BANGALORE - A labor shortage, with a population of 1.3 billion? As unbelievable as it may seem, this is precisely the situation China now confronts.

With a huge supply of low-cost workers, mainland China has fast become the world's manufacturing workshop, supplying everything from textiles to toys to computer chips. Though China has a vast pool of unskilled labor, firms in the south now complain that they cannot recruit enough cheap factory and manual workers. The market is even tighter for skilled workers. As the economy grows and moves into higher-value-added work, the challenge of attracting and retaining staff is rising with the skill level, as demand outstrips supply.

Only a few of China's vast number of university graduates are



capable of working for a multinational company, and the fast-growing domestic economy absorbs most of those who could. Indeed, China is facing a looming shortage of home-grown talent, with serious implications not only for multinationals now in China, but also for the growing number of Chinese companies with global ambitions.

To be sure, China's potential talent pool is enormous.

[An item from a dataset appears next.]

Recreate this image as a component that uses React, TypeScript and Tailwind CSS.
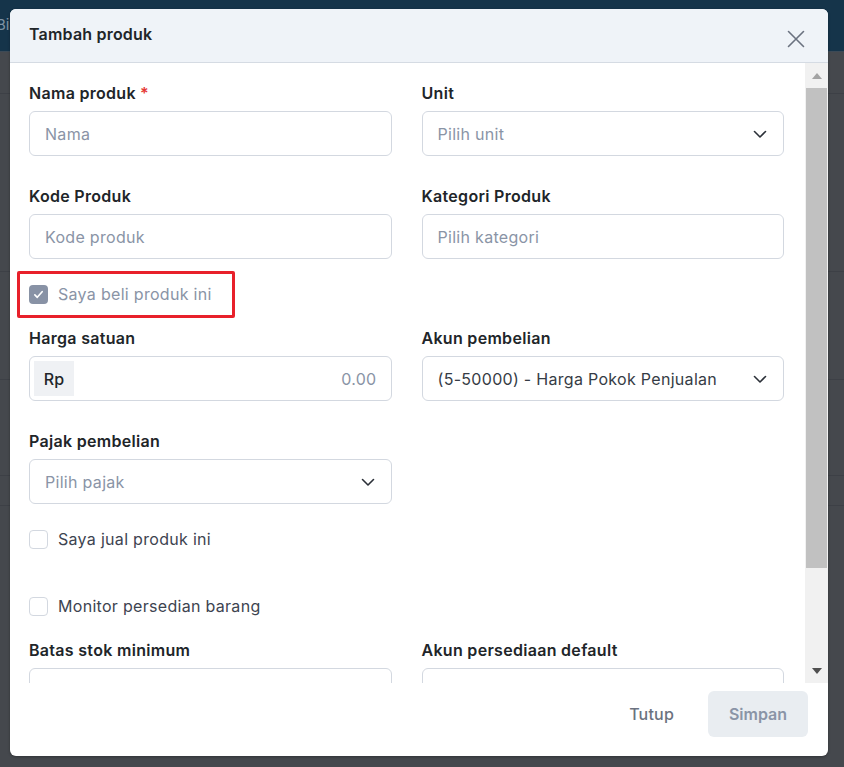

In 2003 China had roughly 9.6 million young professional graduates with up to seven years' work experience and an additional 97 million people that would qualify for support-staff positions. Despite this apparently vast supply, multinational companies are finding that few graduates have the necessary skills for service occupations.

Though developing economies often encounter talent shortages as they start to grow, China's history has left it with some peculiar deficits. Its Confucian heritage, which emphasizes rote learning and hierarchy, may partly explain why many graduates, despite good paper qualifications and English-language skills, are often cautious about taking the initiative. Some firms complain that China's one-child policy has made it harder for them to find natural team players. That there are few master's programs in business administration in China may not help either.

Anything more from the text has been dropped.